A flexitarian meal |© Ginny / Flickr
A flexitarian meal |© Ginny / Flickr
Photo of Jade Cuttle
27 December 2017

A bold new report by WWF France is urging French people to adopt a “flexitarian” diet. This means drastically cutting down on their Magret de Canard and other favorite meat-rich dishes to benefit the well-being of both people and the planet.

The World Wildlife Fund (WWF) in France is asking the nation to adopt a flexitarian diet, which is sometimes described as being “semi-vegetarian.” While no foods are forbidden, they say that the consumption of meat should be significantly reduced.

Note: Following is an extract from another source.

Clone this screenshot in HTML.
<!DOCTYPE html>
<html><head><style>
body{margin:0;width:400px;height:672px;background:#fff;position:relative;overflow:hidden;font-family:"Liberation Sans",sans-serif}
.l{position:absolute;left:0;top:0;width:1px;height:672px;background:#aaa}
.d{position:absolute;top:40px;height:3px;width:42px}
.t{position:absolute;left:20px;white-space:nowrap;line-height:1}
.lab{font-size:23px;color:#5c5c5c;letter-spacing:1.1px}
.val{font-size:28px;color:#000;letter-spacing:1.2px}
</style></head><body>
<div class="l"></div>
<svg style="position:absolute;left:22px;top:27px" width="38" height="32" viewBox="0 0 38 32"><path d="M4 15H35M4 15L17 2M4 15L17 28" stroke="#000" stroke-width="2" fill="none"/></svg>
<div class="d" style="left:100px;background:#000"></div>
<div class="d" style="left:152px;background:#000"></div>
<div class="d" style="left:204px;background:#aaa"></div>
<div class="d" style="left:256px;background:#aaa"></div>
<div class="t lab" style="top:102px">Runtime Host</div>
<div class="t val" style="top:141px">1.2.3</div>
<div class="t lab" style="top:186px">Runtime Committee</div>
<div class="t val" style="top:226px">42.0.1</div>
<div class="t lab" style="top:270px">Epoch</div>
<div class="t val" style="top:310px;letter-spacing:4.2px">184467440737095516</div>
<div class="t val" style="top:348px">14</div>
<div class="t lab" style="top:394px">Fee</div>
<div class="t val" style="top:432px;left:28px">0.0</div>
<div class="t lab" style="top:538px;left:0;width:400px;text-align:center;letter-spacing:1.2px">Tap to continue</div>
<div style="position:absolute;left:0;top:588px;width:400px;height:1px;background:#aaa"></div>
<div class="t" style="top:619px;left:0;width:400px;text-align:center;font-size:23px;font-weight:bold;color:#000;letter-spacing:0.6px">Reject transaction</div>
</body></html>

This is a bold request for a country that takes such pride in gastronomic excellence, its capital city boasting the best restaurant in the world the second year running. France’s reputation for culinary excellence is centered around meat, which is at the heart of famous dishes of boeuf bourguignon, coq au vin, and magret de canard.

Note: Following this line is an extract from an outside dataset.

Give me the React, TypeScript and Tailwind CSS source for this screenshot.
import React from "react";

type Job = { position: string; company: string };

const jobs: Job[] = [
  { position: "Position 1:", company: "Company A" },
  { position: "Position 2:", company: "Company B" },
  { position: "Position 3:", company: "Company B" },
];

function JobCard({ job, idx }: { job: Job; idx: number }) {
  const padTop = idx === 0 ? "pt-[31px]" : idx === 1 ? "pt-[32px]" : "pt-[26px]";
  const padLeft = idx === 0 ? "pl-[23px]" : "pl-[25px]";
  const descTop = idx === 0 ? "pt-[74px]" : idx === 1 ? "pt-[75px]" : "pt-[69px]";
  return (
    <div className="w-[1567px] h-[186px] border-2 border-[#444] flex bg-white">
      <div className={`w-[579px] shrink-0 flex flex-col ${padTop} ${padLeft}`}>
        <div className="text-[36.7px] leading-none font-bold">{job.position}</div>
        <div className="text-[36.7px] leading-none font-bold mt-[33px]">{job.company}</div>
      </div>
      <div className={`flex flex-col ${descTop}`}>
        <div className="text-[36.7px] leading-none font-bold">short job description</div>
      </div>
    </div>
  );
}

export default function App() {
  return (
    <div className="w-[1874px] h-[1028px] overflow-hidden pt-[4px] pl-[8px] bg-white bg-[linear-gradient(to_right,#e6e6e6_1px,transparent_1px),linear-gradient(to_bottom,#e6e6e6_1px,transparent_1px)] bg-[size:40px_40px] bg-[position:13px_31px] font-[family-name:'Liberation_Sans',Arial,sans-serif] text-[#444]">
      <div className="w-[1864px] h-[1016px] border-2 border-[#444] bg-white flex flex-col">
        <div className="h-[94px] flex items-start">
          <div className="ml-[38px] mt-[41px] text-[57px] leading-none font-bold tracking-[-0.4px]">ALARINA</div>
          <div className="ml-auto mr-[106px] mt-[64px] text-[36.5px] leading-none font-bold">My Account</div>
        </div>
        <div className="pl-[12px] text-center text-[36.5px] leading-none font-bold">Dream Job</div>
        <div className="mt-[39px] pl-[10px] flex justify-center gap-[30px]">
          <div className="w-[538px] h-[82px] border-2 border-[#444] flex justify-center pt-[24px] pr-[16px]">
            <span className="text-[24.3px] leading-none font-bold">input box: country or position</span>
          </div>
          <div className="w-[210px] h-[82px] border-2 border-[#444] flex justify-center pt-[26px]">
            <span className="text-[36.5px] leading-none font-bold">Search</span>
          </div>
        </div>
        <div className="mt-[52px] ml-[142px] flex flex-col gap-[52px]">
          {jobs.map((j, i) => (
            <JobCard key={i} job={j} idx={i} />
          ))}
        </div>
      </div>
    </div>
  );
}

World famous French dish magret de canard | © Pixabay

Nonetheless, WWF France insists that reducing our intake of meat is a necessary step towards “reducing greenhouse gas emissions from food production.” At the same time, they also hope to reduce the pressure on fisheries and other resources.

Fishing boat | © Pixabay

In order to help implement these changes, they have devised a sample food basket plan that can be easily adopted by a family of four. The basket would typically cost 187 euros a week and see a 31% cut in meat, 40% cut in fish and 69% cut in factory processed food, compared to traditional French eating habits.

Processed food factory | © agroindustria-6825 / Flickr

The report details further changes that include only eating factory based products once every three days as opposed to the current trend of once a day. In its place, they propose increasing the use of protein-rich foods like eggs.

This study shows that it is possible to find a balance between healthy eating and sustainability concerns. WWF France is also keen to point out that “the cost of the flex basket does not exceed that of the INCA3 basket,” reassuring any fears about this diet’s additional expense.